=== Problem ===
Write out the data below in full. Keep it exact.

=== Dataset excerpt ===

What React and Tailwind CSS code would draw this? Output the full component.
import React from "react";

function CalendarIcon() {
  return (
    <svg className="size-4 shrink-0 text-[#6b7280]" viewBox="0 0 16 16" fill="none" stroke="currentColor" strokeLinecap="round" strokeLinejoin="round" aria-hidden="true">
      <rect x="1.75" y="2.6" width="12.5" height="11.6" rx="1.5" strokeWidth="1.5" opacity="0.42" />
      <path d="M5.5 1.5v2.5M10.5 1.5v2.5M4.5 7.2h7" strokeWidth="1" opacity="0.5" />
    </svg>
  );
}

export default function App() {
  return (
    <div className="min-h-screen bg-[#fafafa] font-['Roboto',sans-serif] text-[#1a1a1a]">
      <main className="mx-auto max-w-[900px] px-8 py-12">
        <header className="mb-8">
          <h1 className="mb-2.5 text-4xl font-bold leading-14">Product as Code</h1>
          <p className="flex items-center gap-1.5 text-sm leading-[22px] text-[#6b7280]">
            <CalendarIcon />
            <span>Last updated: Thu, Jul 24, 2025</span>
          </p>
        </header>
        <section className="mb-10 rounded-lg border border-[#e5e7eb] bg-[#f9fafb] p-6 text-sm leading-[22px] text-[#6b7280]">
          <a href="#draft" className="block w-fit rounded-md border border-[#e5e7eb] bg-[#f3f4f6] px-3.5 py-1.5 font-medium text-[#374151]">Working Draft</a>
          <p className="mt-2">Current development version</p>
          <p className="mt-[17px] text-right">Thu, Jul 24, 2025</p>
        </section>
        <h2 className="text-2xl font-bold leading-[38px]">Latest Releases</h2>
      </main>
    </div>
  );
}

=== Response to the exercise ===
What React and Tailwind CSS code would draw this? Output the full component.
import React from "react";

function CalendarIcon() {
  return (
    <svg className="size-4 shrink-0 text-[#6b7280]" viewBox="0 0 16 16" fill="none" stroke="currentColor" strokeLinecap="round" strokeLinejoin="round" aria-hidden="true">
      <rect x="1.75" y="2.6" width="12.5" height="11.6" rx="1.5" strokeWidth="1.5" opacity="0.42" />
      <path d="M5.5 1.5v2.5M10.5 1.5v2.5M4.5 7.2h7" strokeWidth="1" opacity="0.5" />
    </svg>
  );
}

export default function App() {
  return (
    <div className="min-h-screen bg-[#fafafa] font-['Roboto',sans-serif] text-[#1a1a1a]">
      <main className="mx-auto max-w-[900px] px-8 py-12">
        <header className="mb-8">
          <h1 className="mb-2.5 text-4xl font-bold leading-14">Product as Code</h1>
          <p className="flex items-center gap-1.5 text-sm leading-[22px] text-[#6b7280]">
            <CalendarIcon />
            <span>Last updated: Thu, Jul 24, 2025</span>
          </p>
        </header>
        <section className="mb-10 rounded-lg border border-[#e5e7eb] bg-[#f9fafb] p-6 text-sm leading-[22px] text-[#6b7280]">
          <a href="#draft" className="block w-fit rounded-md border border-[#e5e7eb] bg-[#f3f4f6] px-3.5 py-1.5 font-medium text-[#374151]">Working Draft</a>
          <p className="mt-2">Current development version</p>
          <p className="mt-[17px] text-right">Thu, Jul 24, 2025</p>
        </section>
        <h2 className="text-2xl font-bold leading-[38px]">Latest Releases</h2>
      </main>
    </div>
  );
}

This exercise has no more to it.